Likewise, on the Seder night we paradoxically remember the Exodus from Egypt by not observing the night’s central precept.

I suggest that, for us today, the absence of the meat of the Pesach sacrifice on the Seder table is not simply the result of a technical glitch, of the fact that we no longer have a Temple or priests who can perform the sacrifice. Rather, it is of the very essence of the Seder. When, at the climax of the Seder, we ritually consume matzah and maror together and without the meat of the Pesach sacrifice, we are in fact remembering the Exodus in the only way appropriate for our age. When we do this, we liken Pesach to Shabbat. On Shabbat we desist from labor, imitating God’s desisting from the creation of the first six days. This absence of action, marking the conclusion of God’s action in the world, is transformed into the holiest day of the week, the day in which we feel God’s presence most strongly. On the Seder night, the absence of the Pesach sacrifice brings us close to the God who once took us out of Egypt and who today has left it to us to take ourselves out of the bondage of our daily lives, to leave the home that is our routine and enter in to that unrestful state in which we seek him. Only thus, with our own powers, can we find the God who is seemingly absent and inactive (seemingly so because the act of desisting from creation can be seen otherwise, as an act of manifesting the divine presence in the world).

On this account, those who argue that we should resume the Pesach sacrifice today misunderstand the Seder ritual framework established by our sages. If the rabbis had viewed the Pesach sacrifice as the essential part of the Seder, they would presumably have found a way to continue the practice of the sacrifice, at least on some lesser level, as a rabbinic rather than a Torah precept. After all, that is precisely what they did with the taking of the four species on Sukkot. The fact that they did not do so is significant.

This same paradoxical process is potently illustrated in a short story by S.Y. Agnon, “The Home,” from his Book of Deeds (Sefer HaMa’asim). The story tells of a Seder night gone wrong. The narrator and his family leave their home on the Seder night and wander the streets, fleeing the hametz they have forgotten to remove from their home and the landlord who seeks to expel them. “Wordlessly, wordlessly we walked and listened to the sound of our steps,” Agnon writes. Not only is there no Pesach sacrifice—the entire holiday meal, including the matzah and maror, have been left behind. But instead of mourning the missed holiday, instead of demanding to stay at home and their table, the narrator’s children and wife comfort him as they lead him out. Agnon writes: “A wife knows her husband better than he knows himself … She put on her coat and said, what is prepared for us for tomorrow we will do today. She took our son and I took our daughter and we left our home.”

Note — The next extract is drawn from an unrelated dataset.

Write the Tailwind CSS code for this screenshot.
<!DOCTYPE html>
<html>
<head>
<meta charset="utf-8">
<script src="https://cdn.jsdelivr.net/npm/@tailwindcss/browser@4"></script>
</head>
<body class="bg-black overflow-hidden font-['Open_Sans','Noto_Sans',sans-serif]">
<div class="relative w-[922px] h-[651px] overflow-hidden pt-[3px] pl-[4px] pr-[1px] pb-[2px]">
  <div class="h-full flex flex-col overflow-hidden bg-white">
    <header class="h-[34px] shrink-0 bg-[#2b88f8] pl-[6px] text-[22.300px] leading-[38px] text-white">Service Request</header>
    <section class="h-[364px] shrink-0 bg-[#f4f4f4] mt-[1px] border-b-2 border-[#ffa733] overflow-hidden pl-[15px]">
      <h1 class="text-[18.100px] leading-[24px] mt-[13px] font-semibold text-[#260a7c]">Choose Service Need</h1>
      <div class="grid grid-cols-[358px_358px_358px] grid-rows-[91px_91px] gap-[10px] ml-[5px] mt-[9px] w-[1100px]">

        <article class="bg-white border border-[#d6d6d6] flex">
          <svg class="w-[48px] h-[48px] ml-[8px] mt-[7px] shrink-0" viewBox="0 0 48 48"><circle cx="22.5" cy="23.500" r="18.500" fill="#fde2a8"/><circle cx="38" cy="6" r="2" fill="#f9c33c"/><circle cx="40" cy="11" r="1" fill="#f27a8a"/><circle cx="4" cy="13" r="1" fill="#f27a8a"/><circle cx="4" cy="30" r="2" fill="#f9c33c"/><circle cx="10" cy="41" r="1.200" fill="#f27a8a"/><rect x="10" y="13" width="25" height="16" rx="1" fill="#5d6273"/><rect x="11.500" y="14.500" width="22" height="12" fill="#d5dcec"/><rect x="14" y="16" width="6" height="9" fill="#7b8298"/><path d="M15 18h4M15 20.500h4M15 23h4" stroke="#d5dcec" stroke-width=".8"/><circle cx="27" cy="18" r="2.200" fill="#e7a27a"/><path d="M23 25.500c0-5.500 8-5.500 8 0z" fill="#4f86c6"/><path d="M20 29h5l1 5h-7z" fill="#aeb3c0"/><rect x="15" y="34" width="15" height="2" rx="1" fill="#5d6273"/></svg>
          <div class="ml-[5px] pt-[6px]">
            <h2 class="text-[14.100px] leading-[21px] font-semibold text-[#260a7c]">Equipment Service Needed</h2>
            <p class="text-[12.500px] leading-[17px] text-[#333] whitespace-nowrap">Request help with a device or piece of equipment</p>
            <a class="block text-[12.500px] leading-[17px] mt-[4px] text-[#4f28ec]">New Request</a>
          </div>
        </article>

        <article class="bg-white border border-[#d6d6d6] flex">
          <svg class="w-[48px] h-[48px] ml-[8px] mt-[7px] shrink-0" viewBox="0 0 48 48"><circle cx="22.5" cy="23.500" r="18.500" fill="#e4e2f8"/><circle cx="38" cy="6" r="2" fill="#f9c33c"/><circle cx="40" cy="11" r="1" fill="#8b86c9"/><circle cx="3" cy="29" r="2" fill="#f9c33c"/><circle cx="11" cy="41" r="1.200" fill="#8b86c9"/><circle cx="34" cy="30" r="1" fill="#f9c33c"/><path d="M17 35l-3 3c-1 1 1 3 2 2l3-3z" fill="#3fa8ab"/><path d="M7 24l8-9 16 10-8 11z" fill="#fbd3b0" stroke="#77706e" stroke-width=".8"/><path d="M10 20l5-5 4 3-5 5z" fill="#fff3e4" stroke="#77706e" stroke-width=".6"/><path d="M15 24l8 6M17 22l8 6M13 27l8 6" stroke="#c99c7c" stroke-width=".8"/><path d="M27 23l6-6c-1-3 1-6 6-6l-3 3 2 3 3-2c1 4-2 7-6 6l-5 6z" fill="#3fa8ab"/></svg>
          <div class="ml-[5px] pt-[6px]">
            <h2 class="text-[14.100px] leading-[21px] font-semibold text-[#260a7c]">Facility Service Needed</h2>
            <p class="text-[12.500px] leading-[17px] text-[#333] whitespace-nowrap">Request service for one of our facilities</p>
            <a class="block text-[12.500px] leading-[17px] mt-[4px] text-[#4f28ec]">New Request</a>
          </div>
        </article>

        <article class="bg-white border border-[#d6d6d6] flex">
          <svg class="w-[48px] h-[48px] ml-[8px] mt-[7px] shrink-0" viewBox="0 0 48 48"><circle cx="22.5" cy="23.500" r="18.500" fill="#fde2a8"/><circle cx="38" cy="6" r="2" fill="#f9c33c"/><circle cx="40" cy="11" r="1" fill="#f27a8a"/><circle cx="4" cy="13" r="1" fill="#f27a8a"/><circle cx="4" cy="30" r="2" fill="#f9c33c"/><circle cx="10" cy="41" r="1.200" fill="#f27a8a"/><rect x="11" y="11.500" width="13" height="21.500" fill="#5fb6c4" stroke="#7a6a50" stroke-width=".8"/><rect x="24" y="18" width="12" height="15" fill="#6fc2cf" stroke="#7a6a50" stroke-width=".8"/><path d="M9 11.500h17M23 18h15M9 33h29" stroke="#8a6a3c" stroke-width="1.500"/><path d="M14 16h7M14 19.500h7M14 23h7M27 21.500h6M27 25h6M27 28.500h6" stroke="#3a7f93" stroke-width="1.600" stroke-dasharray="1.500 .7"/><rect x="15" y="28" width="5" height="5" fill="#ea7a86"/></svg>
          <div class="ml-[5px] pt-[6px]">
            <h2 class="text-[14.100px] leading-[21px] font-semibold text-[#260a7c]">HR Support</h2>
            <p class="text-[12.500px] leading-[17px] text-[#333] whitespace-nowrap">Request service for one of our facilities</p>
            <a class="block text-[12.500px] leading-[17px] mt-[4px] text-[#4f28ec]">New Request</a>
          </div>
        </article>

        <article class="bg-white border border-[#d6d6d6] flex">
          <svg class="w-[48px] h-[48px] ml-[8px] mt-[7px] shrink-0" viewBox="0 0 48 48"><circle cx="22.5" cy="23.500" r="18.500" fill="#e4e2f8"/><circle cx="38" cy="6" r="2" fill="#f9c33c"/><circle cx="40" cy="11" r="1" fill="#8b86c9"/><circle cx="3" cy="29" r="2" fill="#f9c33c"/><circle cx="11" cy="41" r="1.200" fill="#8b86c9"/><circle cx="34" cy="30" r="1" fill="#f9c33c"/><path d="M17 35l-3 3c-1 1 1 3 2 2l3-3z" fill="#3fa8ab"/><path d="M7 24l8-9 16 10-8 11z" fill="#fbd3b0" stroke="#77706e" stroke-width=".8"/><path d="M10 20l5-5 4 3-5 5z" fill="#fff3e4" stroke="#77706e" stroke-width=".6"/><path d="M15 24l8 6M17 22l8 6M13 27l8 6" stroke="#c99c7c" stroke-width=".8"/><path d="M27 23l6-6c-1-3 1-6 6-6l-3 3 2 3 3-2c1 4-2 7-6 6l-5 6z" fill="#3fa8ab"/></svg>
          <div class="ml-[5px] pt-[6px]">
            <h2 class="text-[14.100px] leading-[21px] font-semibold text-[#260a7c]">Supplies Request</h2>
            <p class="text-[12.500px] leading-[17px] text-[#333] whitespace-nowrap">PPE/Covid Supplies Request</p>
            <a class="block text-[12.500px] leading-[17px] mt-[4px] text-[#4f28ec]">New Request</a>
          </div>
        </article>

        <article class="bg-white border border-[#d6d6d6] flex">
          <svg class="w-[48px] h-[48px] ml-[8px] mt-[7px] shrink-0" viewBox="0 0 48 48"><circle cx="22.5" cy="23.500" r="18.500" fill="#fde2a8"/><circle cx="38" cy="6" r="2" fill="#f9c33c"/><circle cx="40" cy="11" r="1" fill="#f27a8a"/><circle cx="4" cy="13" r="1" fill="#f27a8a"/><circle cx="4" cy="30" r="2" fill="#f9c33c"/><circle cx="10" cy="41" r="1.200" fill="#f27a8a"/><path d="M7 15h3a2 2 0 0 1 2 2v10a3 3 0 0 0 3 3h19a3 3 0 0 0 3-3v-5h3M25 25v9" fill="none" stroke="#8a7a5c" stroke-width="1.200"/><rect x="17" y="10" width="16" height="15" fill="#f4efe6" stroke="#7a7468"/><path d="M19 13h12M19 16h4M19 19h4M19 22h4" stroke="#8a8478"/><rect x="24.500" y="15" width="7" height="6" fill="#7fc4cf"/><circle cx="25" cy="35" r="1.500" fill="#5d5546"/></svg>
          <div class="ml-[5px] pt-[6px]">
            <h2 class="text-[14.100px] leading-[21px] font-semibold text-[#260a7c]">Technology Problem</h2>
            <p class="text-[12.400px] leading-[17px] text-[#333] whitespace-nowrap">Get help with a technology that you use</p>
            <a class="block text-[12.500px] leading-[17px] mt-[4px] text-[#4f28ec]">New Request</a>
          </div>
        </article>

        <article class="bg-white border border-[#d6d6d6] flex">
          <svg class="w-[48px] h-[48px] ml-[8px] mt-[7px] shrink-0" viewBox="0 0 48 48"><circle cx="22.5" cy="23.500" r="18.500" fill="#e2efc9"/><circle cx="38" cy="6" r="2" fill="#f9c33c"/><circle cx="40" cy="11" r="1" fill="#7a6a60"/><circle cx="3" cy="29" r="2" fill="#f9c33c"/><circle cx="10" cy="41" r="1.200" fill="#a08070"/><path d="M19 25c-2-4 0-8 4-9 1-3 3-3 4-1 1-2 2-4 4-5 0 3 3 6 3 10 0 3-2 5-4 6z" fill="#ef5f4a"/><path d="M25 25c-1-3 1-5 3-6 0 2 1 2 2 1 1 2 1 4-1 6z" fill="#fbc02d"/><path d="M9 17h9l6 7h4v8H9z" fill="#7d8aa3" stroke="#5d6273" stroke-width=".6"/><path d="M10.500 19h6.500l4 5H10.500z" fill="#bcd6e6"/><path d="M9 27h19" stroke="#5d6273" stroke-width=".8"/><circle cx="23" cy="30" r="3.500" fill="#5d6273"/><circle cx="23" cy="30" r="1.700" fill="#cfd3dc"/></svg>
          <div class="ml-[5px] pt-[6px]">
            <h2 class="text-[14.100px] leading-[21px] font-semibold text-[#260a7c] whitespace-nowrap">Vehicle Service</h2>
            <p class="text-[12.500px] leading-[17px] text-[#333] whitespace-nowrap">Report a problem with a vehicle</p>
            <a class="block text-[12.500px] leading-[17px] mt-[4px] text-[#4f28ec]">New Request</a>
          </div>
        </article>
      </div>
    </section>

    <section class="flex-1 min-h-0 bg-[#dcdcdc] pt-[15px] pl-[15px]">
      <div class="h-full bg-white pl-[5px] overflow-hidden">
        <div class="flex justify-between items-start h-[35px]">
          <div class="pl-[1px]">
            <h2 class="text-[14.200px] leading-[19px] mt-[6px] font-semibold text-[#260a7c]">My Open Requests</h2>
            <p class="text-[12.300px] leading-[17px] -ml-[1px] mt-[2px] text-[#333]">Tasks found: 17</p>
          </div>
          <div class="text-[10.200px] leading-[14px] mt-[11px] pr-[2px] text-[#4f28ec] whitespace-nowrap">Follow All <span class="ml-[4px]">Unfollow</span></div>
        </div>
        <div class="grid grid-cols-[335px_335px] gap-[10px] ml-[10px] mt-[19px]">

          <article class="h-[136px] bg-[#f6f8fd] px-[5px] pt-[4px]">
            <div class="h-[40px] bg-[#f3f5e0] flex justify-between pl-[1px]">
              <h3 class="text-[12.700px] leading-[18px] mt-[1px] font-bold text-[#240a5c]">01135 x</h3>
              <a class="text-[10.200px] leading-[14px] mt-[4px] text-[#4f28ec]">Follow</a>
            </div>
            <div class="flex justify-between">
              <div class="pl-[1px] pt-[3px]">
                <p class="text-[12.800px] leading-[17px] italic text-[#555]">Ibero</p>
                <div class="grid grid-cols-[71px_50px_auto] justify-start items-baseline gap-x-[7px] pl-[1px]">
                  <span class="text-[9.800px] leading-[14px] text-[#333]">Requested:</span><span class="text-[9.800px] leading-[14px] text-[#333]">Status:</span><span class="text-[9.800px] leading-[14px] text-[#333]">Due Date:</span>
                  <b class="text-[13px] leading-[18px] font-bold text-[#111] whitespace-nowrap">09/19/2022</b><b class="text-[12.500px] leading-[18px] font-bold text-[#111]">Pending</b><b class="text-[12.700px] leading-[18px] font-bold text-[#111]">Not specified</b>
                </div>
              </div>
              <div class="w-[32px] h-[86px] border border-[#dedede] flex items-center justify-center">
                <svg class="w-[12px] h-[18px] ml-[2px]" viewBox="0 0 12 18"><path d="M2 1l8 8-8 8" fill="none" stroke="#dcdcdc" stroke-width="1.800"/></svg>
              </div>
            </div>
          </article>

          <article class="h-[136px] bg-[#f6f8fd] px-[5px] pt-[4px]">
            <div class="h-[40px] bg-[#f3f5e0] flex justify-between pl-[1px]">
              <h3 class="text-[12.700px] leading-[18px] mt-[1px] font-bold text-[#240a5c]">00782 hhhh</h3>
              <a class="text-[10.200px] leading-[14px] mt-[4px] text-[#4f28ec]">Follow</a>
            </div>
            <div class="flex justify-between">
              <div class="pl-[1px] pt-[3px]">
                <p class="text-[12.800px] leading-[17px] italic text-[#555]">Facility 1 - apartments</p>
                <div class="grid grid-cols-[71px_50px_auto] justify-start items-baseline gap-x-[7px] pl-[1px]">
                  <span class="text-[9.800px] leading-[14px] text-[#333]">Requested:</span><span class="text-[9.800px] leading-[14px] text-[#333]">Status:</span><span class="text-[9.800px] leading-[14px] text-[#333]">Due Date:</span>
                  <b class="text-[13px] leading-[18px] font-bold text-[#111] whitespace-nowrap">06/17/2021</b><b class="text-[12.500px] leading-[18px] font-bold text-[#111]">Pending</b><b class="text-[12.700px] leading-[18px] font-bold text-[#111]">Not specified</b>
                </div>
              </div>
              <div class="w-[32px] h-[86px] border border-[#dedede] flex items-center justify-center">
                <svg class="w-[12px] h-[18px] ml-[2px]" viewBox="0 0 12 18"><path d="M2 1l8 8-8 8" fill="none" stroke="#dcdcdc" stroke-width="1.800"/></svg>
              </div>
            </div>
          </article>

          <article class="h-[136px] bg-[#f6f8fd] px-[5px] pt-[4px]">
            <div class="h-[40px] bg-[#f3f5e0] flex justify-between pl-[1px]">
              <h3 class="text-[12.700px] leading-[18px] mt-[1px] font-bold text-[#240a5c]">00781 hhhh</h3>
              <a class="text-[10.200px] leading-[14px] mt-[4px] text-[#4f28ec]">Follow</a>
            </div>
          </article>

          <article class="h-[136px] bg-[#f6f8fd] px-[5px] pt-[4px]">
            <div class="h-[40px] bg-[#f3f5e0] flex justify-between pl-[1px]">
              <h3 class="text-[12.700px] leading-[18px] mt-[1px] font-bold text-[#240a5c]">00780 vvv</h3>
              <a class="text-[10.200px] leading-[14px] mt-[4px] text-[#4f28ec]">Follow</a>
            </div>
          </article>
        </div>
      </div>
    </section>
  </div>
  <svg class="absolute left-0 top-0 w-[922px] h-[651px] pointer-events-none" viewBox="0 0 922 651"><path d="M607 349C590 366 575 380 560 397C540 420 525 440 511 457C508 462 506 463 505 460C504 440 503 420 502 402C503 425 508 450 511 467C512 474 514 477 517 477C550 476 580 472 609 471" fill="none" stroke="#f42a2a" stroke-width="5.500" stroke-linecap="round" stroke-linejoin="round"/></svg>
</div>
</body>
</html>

But precisely at this desperate moment, the family observes the commandment to remember the Exodus from Egypt more forcefully than they ever could have done at home. At the moment that they accept the absence, the absence itself, not the sacrifice, becomes the real precept of the day. “We entered a boarding house and I related that I forgot to remove the hametz from our home and that I did not want to trouble the rabbi with questions on Pesach night. The proprietor of the boarding house stroked his beard and said, in the language of the Haggadah, ‘Whoever is hungry, let him come and eat.’”

May the empty place at our Seder, and the Seders of the entire Jewish people, be filled with memories and sanctity and the observance of the holiday commandments.